-- Begin Stored data --

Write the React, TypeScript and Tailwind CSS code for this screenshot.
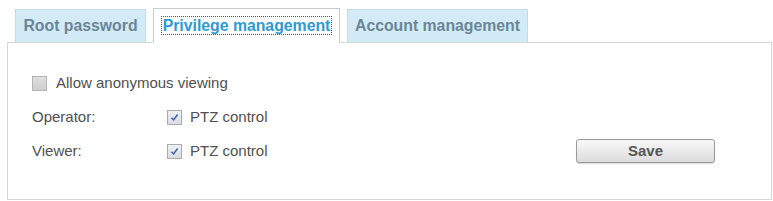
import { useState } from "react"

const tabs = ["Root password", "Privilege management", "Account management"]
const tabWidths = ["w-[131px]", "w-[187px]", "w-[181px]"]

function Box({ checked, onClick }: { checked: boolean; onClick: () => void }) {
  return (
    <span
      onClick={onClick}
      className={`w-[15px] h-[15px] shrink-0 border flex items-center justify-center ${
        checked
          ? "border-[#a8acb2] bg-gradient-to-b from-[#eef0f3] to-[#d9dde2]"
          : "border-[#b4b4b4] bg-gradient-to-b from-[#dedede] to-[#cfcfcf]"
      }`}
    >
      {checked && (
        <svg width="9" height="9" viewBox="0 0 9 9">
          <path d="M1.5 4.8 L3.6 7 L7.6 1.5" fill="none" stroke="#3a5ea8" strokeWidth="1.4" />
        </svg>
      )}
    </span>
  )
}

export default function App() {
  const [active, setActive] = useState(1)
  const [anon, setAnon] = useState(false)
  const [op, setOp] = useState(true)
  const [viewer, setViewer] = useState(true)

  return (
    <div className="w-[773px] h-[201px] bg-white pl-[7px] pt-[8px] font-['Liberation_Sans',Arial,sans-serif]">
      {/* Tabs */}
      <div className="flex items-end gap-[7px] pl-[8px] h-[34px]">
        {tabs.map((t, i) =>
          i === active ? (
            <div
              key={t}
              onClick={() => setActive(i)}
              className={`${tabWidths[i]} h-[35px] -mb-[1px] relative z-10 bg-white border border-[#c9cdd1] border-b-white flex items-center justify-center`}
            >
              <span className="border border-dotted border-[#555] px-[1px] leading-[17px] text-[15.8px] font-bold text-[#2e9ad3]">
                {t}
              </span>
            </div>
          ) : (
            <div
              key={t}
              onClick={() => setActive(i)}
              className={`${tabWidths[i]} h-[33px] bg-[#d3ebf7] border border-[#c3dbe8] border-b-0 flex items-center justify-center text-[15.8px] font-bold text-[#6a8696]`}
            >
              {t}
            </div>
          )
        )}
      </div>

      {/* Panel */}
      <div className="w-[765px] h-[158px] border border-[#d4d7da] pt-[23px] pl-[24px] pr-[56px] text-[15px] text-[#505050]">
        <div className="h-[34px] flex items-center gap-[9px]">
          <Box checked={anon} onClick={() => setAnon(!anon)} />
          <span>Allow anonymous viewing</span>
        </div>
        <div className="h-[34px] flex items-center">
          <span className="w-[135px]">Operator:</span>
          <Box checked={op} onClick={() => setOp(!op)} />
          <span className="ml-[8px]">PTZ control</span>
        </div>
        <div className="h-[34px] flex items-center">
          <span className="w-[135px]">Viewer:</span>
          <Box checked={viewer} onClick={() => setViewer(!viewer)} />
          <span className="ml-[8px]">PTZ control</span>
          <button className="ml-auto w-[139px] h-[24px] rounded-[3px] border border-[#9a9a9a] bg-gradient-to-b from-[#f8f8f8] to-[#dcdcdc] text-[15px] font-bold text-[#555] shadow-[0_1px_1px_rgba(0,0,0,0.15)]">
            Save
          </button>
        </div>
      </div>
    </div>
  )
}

-- End Stored data --

What is expected
Leave out all pictures, then copy the remaining material exactly.

Reply to the task
Write the React, TypeScript and Tailwind CSS code for this screenshot.
import { useState } from "react"

const tabs = ["Root password", "Privilege management", "Account management"]
const tabWidths = ["w-[131px]", "w-[187px]", "w-[181px]"]

function Box({ checked, onClick }: { checked: boolean; onClick: () => void }) {
  return (
    <span
      onClick={onClick}
      className={`w-[15px] h-[15px] shrink-0 border flex items-center justify-center ${
        checked
          ? "border-[#a8acb2] bg-gradient-to-b from-[#eef0f3] to-[#d9dde2]"
          : "border-[#b4b4b4] bg-gradient-to-b from-[#dedede] to-[#cfcfcf]"
      }`}
    >
      {checked && (
        <svg width="9" height="9" viewBox="0 0 9 9">
          <path d="M1.5 4.8 L3.6 7 L7.6 1.5" fill="none" stroke="#3a5ea8" strokeWidth="1.4" />
        </svg>
      )}
    </span>
  )
}

export default function App() {
  const [active, setActive] = useState(1)
  const [anon, setAnon] = useState(false)
  const [op, setOp] = useState(true)
  const [viewer, setViewer] = useState(true)

  return (
    <div className="w-[773px] h-[201px] bg-white pl-[7px] pt-[8px] font-['Liberation_Sans',Arial,sans-serif]">
      {/* Tabs */}
      <div className="flex items-end gap-[7px] pl-[8px] h-[34px]">
        {tabs.map((t, i) =>
          i === active ? (
            <div
              key={t}
              onClick={() => setActive(i)}
              className={`${tabWidths[i]} h-[35px] -mb-[1px] relative z-10 bg-white border border-[#c9cdd1] border-b-white flex items-center justify-center`}
            >
              <span className="border border-dotted border-[#555] px-[1px] leading-[17px] text-[15.8px] font-bold text-[#2e9ad3]">
                {t}
              </span>
            </div>
          ) : (
            <div
              key={t}
              onClick={() => setActive(i)}
              className={`${tabWidths[i]} h-[33px] bg-[#d3ebf7] border border-[#c3dbe8] border-b-0 flex items-center justify-center text-[15.8px] font-bold text-[#6a8696]`}
            >
              {t}
            </div>
          )
        )}
      </div>

      {/* Panel */}
      <div className="w-[765px] h-[158px] border border-[#d4d7da] pt-[23px] pl-[24px] pr-[56px] text-[15px] text-[#505050]">
        <div className="h-[34px] flex items-center gap-[9px]">
          <Box checked={anon} onClick={() => setAnon(!anon)} />
          <span>Allow anonymous viewing</span>
        </div>
        <div className="h-[34px] flex items-center">
          <span className="w-[135px]">Operator:</span>
          <Box checked={op} onClick={() => setOp(!op)} />
          <span className="ml-[8px]">PTZ control</span>
        </div>
        <div className="h-[34px] flex items-center">
          <span className="w-[135px]">Viewer:</span>
          <Box checked={viewer} onClick={() => setViewer(!viewer)} />
          <span className="ml-[8px]">PTZ control</span>
          <button className="ml-auto w-[139px] h-[24px] rounded-[3px] border border-[#9a9a9a] bg-gradient-to-b from-[#f8f8f8] to-[#dcdcdc] text-[15px] font-bold text-[#555] shadow-[0_1px_1px_rgba(0,0,0,0.15)]">
            Save
          </button>
        </div>
      </div>
    </div>
  )
}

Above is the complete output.